▶ **Direction**
Extract all lines that hold the string "components".

▶ **Data extract**
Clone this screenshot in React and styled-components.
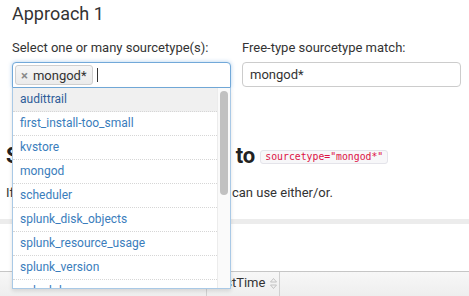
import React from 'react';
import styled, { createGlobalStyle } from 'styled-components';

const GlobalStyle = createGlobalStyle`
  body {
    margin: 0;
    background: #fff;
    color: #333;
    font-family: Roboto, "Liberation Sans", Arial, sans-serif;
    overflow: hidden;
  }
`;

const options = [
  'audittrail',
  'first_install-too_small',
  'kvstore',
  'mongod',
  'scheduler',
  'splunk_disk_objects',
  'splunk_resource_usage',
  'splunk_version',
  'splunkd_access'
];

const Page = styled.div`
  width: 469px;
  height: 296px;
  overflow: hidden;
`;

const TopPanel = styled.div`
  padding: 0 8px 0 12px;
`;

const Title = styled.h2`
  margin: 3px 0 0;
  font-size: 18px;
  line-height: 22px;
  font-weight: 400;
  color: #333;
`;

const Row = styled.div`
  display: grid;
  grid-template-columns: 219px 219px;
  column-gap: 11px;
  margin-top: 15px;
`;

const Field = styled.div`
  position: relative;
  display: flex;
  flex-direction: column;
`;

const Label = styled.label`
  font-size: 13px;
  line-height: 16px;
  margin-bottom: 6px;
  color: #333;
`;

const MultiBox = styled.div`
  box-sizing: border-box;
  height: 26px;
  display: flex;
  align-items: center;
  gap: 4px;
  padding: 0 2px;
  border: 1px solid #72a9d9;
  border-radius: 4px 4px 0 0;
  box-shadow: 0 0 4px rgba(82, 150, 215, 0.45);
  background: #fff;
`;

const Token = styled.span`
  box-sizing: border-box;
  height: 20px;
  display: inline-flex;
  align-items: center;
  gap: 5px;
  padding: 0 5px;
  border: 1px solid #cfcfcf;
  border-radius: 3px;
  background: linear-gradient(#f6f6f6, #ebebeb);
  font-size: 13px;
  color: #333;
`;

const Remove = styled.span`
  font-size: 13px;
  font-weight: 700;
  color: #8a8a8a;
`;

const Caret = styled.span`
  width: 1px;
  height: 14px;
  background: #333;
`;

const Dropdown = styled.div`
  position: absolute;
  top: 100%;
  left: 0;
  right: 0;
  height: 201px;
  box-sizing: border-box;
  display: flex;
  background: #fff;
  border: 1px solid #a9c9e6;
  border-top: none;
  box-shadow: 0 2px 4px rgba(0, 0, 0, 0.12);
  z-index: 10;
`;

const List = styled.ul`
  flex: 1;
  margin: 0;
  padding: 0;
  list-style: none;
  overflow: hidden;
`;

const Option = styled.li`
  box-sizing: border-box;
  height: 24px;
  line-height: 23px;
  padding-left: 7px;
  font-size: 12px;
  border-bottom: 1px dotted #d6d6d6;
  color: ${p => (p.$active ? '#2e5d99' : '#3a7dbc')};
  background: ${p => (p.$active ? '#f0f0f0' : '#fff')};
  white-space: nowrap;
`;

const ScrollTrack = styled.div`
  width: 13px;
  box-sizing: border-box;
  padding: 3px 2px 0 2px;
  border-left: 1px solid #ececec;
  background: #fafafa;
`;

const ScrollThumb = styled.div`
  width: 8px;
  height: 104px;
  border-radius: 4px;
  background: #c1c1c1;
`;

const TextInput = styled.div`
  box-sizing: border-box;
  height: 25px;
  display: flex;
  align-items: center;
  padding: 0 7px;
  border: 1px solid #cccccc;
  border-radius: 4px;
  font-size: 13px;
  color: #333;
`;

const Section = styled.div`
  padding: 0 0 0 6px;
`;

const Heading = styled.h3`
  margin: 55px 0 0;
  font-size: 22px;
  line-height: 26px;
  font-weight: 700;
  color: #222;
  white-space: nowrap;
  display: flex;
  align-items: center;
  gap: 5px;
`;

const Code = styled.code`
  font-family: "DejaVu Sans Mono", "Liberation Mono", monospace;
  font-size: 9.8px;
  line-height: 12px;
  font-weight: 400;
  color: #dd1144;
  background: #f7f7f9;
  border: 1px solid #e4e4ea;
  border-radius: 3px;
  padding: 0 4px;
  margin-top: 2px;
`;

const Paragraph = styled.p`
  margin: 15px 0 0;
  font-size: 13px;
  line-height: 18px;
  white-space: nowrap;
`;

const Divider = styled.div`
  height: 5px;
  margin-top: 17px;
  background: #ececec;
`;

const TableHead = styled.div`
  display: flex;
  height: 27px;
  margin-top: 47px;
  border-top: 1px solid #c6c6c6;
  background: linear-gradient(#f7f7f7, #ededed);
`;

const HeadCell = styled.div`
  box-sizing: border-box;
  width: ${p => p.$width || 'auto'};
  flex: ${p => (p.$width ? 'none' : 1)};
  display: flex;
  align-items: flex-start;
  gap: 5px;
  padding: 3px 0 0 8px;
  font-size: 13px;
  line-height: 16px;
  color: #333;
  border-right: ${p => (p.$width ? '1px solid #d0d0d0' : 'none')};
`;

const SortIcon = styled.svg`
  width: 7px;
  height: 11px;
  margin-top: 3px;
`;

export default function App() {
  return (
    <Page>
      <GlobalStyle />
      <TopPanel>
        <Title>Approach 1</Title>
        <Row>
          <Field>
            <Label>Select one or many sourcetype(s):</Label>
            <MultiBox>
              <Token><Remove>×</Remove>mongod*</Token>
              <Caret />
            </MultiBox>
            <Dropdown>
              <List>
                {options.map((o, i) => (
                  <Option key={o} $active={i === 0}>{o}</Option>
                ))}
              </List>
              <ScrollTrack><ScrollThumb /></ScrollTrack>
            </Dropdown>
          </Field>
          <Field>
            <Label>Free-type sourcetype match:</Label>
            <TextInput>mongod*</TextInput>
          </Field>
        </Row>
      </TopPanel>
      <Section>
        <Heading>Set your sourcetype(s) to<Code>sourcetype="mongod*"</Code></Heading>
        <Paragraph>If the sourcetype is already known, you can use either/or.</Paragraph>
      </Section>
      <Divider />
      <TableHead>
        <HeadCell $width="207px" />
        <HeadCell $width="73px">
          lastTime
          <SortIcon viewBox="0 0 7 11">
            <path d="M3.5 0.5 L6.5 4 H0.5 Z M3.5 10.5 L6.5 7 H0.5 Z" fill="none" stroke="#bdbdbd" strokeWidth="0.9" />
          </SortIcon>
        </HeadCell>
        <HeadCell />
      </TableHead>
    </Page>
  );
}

▶ **Exercise output**
Clone this screenshot in React and styled-components.
import styled, { createGlobalStyle } from 'styled-components';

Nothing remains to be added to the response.